WRITTEN TASK: Gather, from the data below, each line in which the word "index" occurs.

DATA PROVIDED:

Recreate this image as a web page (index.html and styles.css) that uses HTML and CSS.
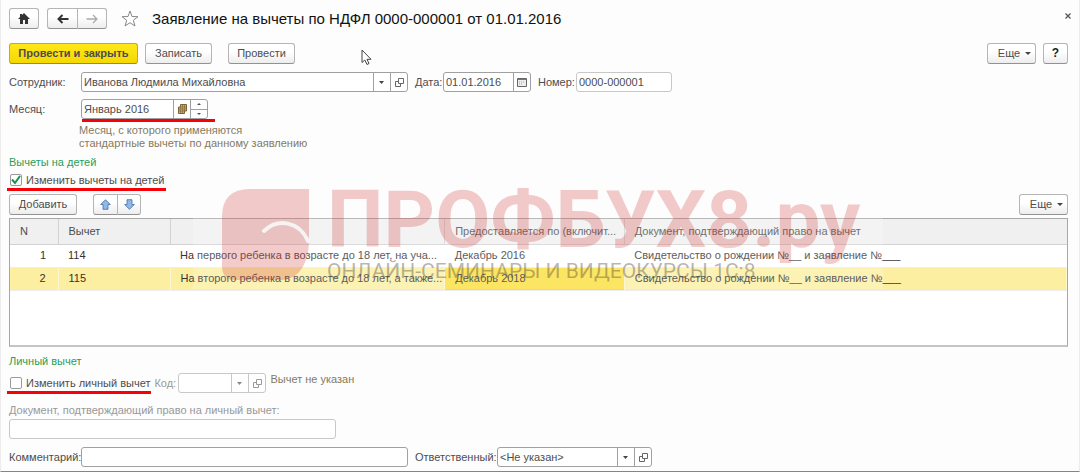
FILE: index.html
```html
<!DOCTYPE html>
<html lang="ru">
<head>
  <meta charset="UTF-8">
  <meta name="viewport" content="width=device-width, initial-scale=1.0">
  <title>Заявление на вычеты по НДФЛ</title>
  <link rel="stylesheet" href="styles.css">
</head>
<body>
  <main class="page">
    <!-- Заголовок окна -->
    <header class="header">
      <button class="btn btn-home" type="button" aria-label="Домой">
        <svg width="12" height="11" viewBox="0 0 12 11"><path d="M6 0 12 6H10V11H7V7H5V11H2V6H0L2 4V1H4V2Z" fill="#333"/></svg>
      </button>
      <div class="btn-group nav">
        <button class="btn" type="button" aria-label="Назад">
          <svg width="12" height="10" viewBox="0 0 12 10"><path d="M11.500 5H2M5.500 1 1.500 5 5.500 9" fill="none" stroke="#333" stroke-width="2"/></svg>
        </button>
        <button class="btn" type="button" aria-label="Вперед">
          <svg width="12" height="10" viewBox="0 0 12 10"><path d="M.5 5H10M7 1 11 5 7 9" fill="none" stroke="#aaa" stroke-width="1.300"/></svg>
        </button>
      </div>
      <button class="plain star" type="button" aria-label="В избранное">
        <svg width="18" height="17" viewBox="0 0 18 17"><path d="M9 1 11 6.500 17 6.700 12.300 10.300 14 16 9 12.700 4 16 5.700 10.300 1 6.700 7 6.500Z" fill="#fff" stroke="#888"/></svg>
      </button>
      <h1 class="title">Заявление на вычеты по НДФЛ 0000-000001 от 01.01.2016</h1>
      <button class="plain close" type="button" aria-label="Закрыть">
        <svg width="6" height="6" viewBox="0 0 6 6"><path d="M.5 .5 5.500 5.500M5.500 .5 .5 5.500" stroke="#555" stroke-width="1.300"/></svg>
      </button>
    </header>

    <div class="commands">
      <button class="btn btn-main" type="button">Провести и закрыть</button>
      <button class="btn btn-save" type="button">Записать</button>
      <button class="btn btn-post" type="button">Провести</button>
      <button class="btn btn-more" type="button">Еще <span class="caret"></span></button>
      <button class="btn btn-help" type="button">?</button>
    </div>

    <!-- Реквизиты документа -->
    <div class="row row-employee">
      <label class="label" for="employee">Сотрудник:</label>
      <div class="field field-wide">
        <select id="employee"><option>Иванова Людмила Михайловна</option></select>
        <button class="field-btn" type="button" aria-label="Открыть сотрудника">
          <svg width="9" height="9" viewBox="0 0 9 9"><path d="M3.500 .5H8.500V5.500H3.500ZM3 3.500H.5V8.500H5.500V6" fill="none" stroke="#666"/></svg>
        </button>
      </div>
      <label class="label-date" for="date">Дата:</label>
      <div class="field field-date">
        <input id="date" type="text" value="01.01.2016">
        <button class="field-btn" type="button" aria-label="Календарь">
          <svg width="10" height="9" viewBox="0 0 10 9"><path d="M.5 .5H9.500V8.500H.5Z" fill="#eee" stroke="#666"/><path d="M1 1.500H9" stroke="#777"/><path d="M2 4H8M2 6H6" stroke="#aaa" stroke-dasharray="1 1"/></svg>
        </button>
      </div>
      <label class="label-number" for="number">Номер:</label>
      <div class="field field-number field-light">
        <input id="number" type="text" value="0000-000001" readonly>
      </div>
    </div>

    <div class="row row-month">
      <label class="label" for="month">Месяц:</label>
      <div class="field field-month marked">
        <input id="month" type="text" value="Январь 2016">
        <button class="field-btn" type="button" aria-label="Выбрать месяц">
          <svg width="9" height="10" viewBox="0 0 9 10"><path d="M2.500 .5H8.500V7H6.500V9.500H.5V3H2.500Z" fill="#c9ad78" stroke="#7d6434"/><path d="M2.500 3V9M4.500 1V9M6.500 1V7M1 5H8M1 7H7M3 3H8" stroke="#7d6434" stroke-width=".6"/></svg>
        </button>
        <div class="spin">
          <button type="button" aria-label="Следующий месяц"><span class="tick tick-up"></span></button>
          <button type="button" aria-label="Предыдущий месяц"><span class="tick"></span></button>
        </div>
      </div>
    </div>
    <p class="hint">Месяц, с которого применяются<br>стандартные вычеты по данному заявлению</p>

    <!-- Вычеты на детей -->
    <h2 class="group-title">Вычеты на детей</h2>
    <div class="row-check">
      <label class="check marked">
        <input type="checkbox" checked>
        <span>Изменить вычеты на детей</span>
      </label>
    </div>

    <div class="toolbar">
      <button class="btn btn-add" type="button">Добавить</button>
      <div class="btn-group move">
        <button class="btn" type="button" aria-label="Переместить вверх">
          <svg width="11" height="11" viewBox="0 0 11 11"><path d="M5.500 .7 10.300 5.500H8V10.300H3V5.500H.7Z" fill="#8fb8e6" stroke="#3f6fa8" stroke-width=".8"/></svg>
        </button>
        <button class="btn" type="button" aria-label="Переместить вниз">
          <svg width="11" height="11" viewBox="0 0 11 11"><path d="M5.500 10.300 10.300 5.500H8V.7H3V5.500H.7Z" fill="#8fb8e6" stroke="#3f6fa8" stroke-width=".8"/></svg>
        </button>
      </div>
      <button class="btn btn-more" type="button">Еще <span class="caret"></span></button>
    </div>

    <div class="table-box">
      <table class="table">
        <colgroup>
          <col class="col-n">
          <col class="col-code">
          <col class="col-name">
          <col class="col-until">
          <col>
        </colgroup>
        <thead>
          <tr>
            <th>N</th>
            <th>Вычет</th>
            <th></th>
            <th>Предоставляется по (включит...</th>
            <th>Документ, подтверждающий право на вычет</th>
          </tr>
        </thead>
        <tbody>
          <tr>
            <td class="num">1</td>
            <td>114</td>
            <td>На первого ребенка в возрасте до 18 лет, на уча...</td>
            <td>Декабрь 2016</td>
            <td>Свидетельство о рождении №__ и заявление №___</td>
          </tr>
          <tr class="selected">
            <td class="num">2</td>
            <td>115</td>
            <td>На второго ребенка в возрасте до 18 лет, а также...</td>
            <td class="current">Декабрь 2018</td>
            <td>Свидетельство о рождении №__ и заявление №___</td>
          </tr>
        </tbody>
      </table>
    </div>

    <!-- Личный вычет -->
    <h2 class="group-title">Личный вычет</h2>
    <div class="row row-personal">
      <label class="check marked">
        <input type="checkbox">
        <span>Изменить личный вычет</span>
      </label>
      <label class="muted" for="code">Код:</label>
      <div class="field field-code field-light">
        <select id="code" disabled><option></option></select>
        <button class="field-btn" type="button" aria-label="Открыть вычет" disabled>
          <svg width="9" height="9" viewBox="0 0 9 9"><path d="M3.500 .5H8.500V5.500H3.500ZM3 3.500H.5V8.500H5.500V6" fill="none" stroke="#999"/></svg>
        </button>
      </div>
      <span class="note">Вычет не указан</span>
    </div>
    <label class="muted doc-label" for="document">Документ, подтверждающий право на личный вычет:</label>
    <div class="field field-wide field-light">
      <input id="document" type="text" disabled>
    </div>

    <div class="row row-comment">
      <label class="label" for="comment">Комментарий:</label>
      <div class="field field-wide">
        <input id="comment" type="text">
      </div>
      <label class="label-responsible" for="responsible">Ответственный:</label>
      <div class="field field-responsible">
        <select id="responsible"><option>&lt;Не указан&gt;</option></select>
        <button class="field-btn" type="button" aria-label="Открыть ответственного">
          <svg width="9" height="9" viewBox="0 0 9 9"><path d="M3.500 .5H8.500V5.500H3.500ZM3 3.500H.5V8.500H5.500V6" fill="none" stroke="#666"/></svg>
        </button>
      </div>
    </div>

    <!-- Водяной знак -->
    <div class="watermark">
      <svg class="watermark-logo" width="87" height="91" viewBox="0 0 87 91">
        <path d="M28 0H87V50C87 76 76 91 58 91H14Q0 91 0 77V28Q0 0 28 0Z" fill="#c81414" fill-opacity=".22"/>
        <path d="M42 42C56 29 77 32 86 52" fill="none" stroke="#f5f3f3" stroke-width="4" stroke-linecap="round"/>
      </svg>
      <div class="watermark-name">ПРОФБУХ8.ру</div>
      <div class="watermark-text">ОНЛАЙН-СЕМИНАРЫ И ВИДЕОКУРСЫ 1С:8</div>
    </div>

    <svg class="pointer" width="11" height="17" viewBox="0 0 11 17"><path d="M1 1V13.500L3.800 11 6 15.500 8 14.500 6 10.300H10Z" fill="#fff" stroke="#444"/></svg>
  </main>
</body>
</html>
```
FILE: styles.css
```css
* {
  box-sizing: border-box;
}

body {
  margin: 0;
  background-color: #fdfdfd;
  color: #4d4d4d;
  font-family: "Liberation Sans", Arial, sans-serif;
  font-size: 11px;
  line-height: 13px;
}

button,
input,
select {
  margin: 0;
  color: inherit;
  font: inherit;
}

svg {
  display: block;
}

.page {
  position: relative;
  display: flex;
  flex-direction: column;
  min-height: 100vh;
  padding: 8px 11px 4px 8px;
  border: 1px solid #ececec;
  border-top: 0;
  border-bottom-color: #858585;
}

/* Кнопки */
.btn {
  display: flex;
  align-items: center;
  justify-content: center;
  height: 21px;
  padding: 0;
  border: 1px solid #b5b5b5;
  border-bottom-color: #929292;
  border-radius: 3px;
  background: linear-gradient(#fff 40%, #ededed);
}

.btn-group {
  display: flex;
}

.btn-group .btn:first-child {
  border-right: 0;
  border-radius: 3px 0 0 3px;
}

.btn-group .btn:last-child {
  border-radius: 0 3px 3px 0;
}

.plain {
  padding: 0;
  border: 0;
  background: none;
}

.caret {
  margin-left: 5px;
  border: 3px solid transparent;
  border-top-color: #444;
  border-bottom: 0;
}

/* Заголовок */
.header {
  display: flex;
  align-items: center;
}

.btn-home {
  width: 30px;
}

.nav {
  margin-left: 8px;
}

.nav .btn {
  width: 30px;
}

.star {
  margin-left: 14px;
}

.title {
  margin: 0 0 0 13px;
  color: #111;
  font-size: 15px;
  font-weight: normal;
  line-height: 20px;
}

.close {
  align-self: flex-start;
  margin: 5px -3px 0 auto;
}

.commands {
  display: flex;
  margin-top: 14px;
}

.btn-main {
  width: 129px;
  border-color: #c5ac12;
  border-bottom-color: #a08c14;
  background: linear-gradient(#ffe71a, #f5d800);
  font-weight: bold;
}

.btn-save {
  width: 67px;
  margin-left: 7px;
}

.btn-post {
  width: 67px;
  margin-left: 16px;
}

.btn-more {
  width: 49px;
  margin-left: auto;
  padding-left: 6px;
}

.btn-help {
  width: 25px;
  margin-left: 7px;
  color: #222;
  font-size: 12px;
  font-weight: bold;
}

/* Поля */
.row {
  display: flex;
  align-items: center;
}

.row-employee {
  margin-top: 8px;
}

.row-month {
  margin-top: 7px;
}

.label {
  width: 72px;
}

.label-date {
  width: 28px;
  margin-left: 7px;
}

.label-number {
  width: 38px;
  margin-left: 7px;
}

.label-responsible {
  width: 82px;
  margin-left: 7px;
}

.field {
  display: flex;
  height: 20px;
  border: 1px solid #a0a0a0;
  border-radius: 3px;
  background-color: #fff;
}

.field input,
.field select {
  flex: 1;
  min-width: 0;
  padding: 0 2px;
  border: 0;
  background-color: transparent;
}

.field select {
  appearance: none;
  background: url("data:image/svg+xml,%3Csvg xmlns='http://www.w3.org/2000/svg' width='17' height='18'%3E%3Cpath d='M.5 0V18' stroke='%23a0a0a0'/%3E%3Cpath d='M6 8H11L8.5 11Z' fill='%23444'/%3E%3C/svg%3E") no-repeat right center;
  opacity: 1;
}

.field-btn {
  display: flex;
  align-items: center;
  justify-content: center;
  width: 17px;
  padding: 0;
  border: 0;
  border-left: 1px solid #a0a0a0;
  background: none;
}

.field-light,
.field-light .field-btn {
  border-color: #c8c8c8;
}

.field-light select {
  background-image: url("data:image/svg+xml,%3Csvg xmlns='http://www.w3.org/2000/svg' width='17' height='18'%3E%3Cpath d='M.5 0V18' stroke='%23c8c8c8'/%3E%3Cpath d='M6 8H11L8.5 11Z' fill='%23888'/%3E%3C/svg%3E");
}

.field-wide {
  width: 327px;
}

.field-date {
  width: 88px;
}

.field-number {
  width: 96px;
}

.field-month {
  width: 127px;
}

.field-code {
  width: 88px;
}

.field-responsible {
  width: 155px;
}

.spin {
  display: flex;
  flex-direction: column;
  width: 17px;
  border-left: 1px solid #a0a0a0;
}

.spin button {
  display: flex;
  flex: 1;
  align-items: center;
  justify-content: center;
  padding: 0;
  border: 0;
  background: none;
}

.spin button + button {
  border-top: 1px solid #a0a0a0;
}

.tick {
  border: 2px solid transparent;
  border-top-color: #555;
  border-bottom: 0;
}

.tick-up {
  transform: rotate(180deg);
}

.hint {
  margin: 5px 0 0 70px;
  color: #857a60;
}

.group-title {
  margin: 6px 0 0;
  color: #2a9d55;
  font-size: 11px;
  font-weight: normal;
}

/* Красное подчеркивание */
.marked {
  position: relative;
}

.marked::after {
  content: "";
  position: absolute;
  right: -8px;
  bottom: -4px;
  left: 0;
  height: 3px;
  background-color: #f80008;
}

/* Флажки */
.row-check {
  display: flex;
  margin-top: 4px;
}

.check {
  display: flex;
  align-items: center;
  gap: 4px;
  height: 14px;
  padding-left: 1px;
}

.check.marked::after {
  right: -1px;
  left: -2px;
}

.check input {
  appearance: none;
  width: 12px;
  height: 12px;
  margin: 0;
  border: 1px solid #999;
  border-radius: 2px;
  background-color: #fff;
}

.check input:checked {
  background-image: url("data:image/svg+xml,%3Csvg xmlns='http://www.w3.org/2000/svg' width='10' height='10'%3E%3Cpath d='M1 4.500 4 8 9 1' fill='none' stroke='%23109648' stroke-width='2'/%3E%3C/svg%3E");
}

.toolbar {
  display: flex;
  margin-top: 7px;
}

.btn-add {
  width: 68px;
}

.move {
  margin-left: 16px;
}

.move .btn {
  width: 24px;
}

/* Таблица вычетов */
.table-box {
  flex: 1;
  margin-top: 3px;
  border: 1px solid #a8a8a8;
  border-bottom: 2px solid #c4c4c4;
  background-color: #fff;
}

.table {
  width: 100%;
  border-collapse: collapse;
  table-layout: fixed;
}

.col-n {
  width: 48px;
}

.col-code {
  width: 112px;
}

.col-name {
  width: 26%;
}

.col-until {
  width: 17%;
}

.table th,
.table td {
  height: 23px;
  padding: 0 0 0 10px;
  overflow: hidden;
  font-weight: normal;
  text-align: left;
  text-overflow: ellipsis;
  white-space: nowrap;
}

.table th {
  height: 25px;
  border-right: 1px solid #d2d2d2;
  border-bottom: 1px solid #d2d2d2;
  background-color: #f0f0f0;
}

.table th:last-child {
  border-right: 0;
}

.table td {
  border-bottom: 1px solid #ededed;
  color: #333;
}

.table .num {
  padding-right: 12px;
  text-align: right;
}

.table .selected td {
  border-right: 1px solid #fdf6cf;
  background-color: #fcefa1;
}

.table .selected .current {
  background-color: #fbdf3c;
}

/* Личный вычет */
.table-box + .group-title {
  margin-top: 8px;
}

.row-personal {
  margin-top: 5px;
}

.row-personal .muted {
  width: 24px;
  margin-left: 4px;
}

.muted {
  color: #999;
}

.note {
  align-self: flex-start;
  margin-left: 4px;
  color: #857a60;
}

.doc-label {
  margin: 11px 0 2px;
}

.row-comment {
  margin-top: 8px;
}

/* Водяной знак поверх формы */
.watermark {
  position: absolute;
  top: 181px;
  left: 192px;
  display: grid;
  grid-template-rows: 66px 34px;
  grid-template-columns: auto 1fr;
  width: 690px;
  height: 108px;
  padding: 8px 0 0 29px;
  column-gap: 18px;
  background-color: rgba(255, 255, 255, 0.2);
  font-family: Roboto, sans-serif;
  pointer-events: none;
  white-space: nowrap;
}

.watermark-logo {
  grid-row: 1 / 3;
}

.watermark-name {
  color: rgba(200, 20, 20, 0.22);
  font-size: 80px;
  font-weight: bold;
  line-height: 62px;
}

.watermark-text {
  color: rgba(70, 60, 50, 0.38);
  font-size: 21px;
  line-height: 32px;
}

.pointer {
  position: absolute;
  top: 49px;
  left: 360px;
}
```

COMPLETE ANSWER:
Recreate this image as a web page (index.html and styles.css) that uses HTML and CSS.
FILE: index.html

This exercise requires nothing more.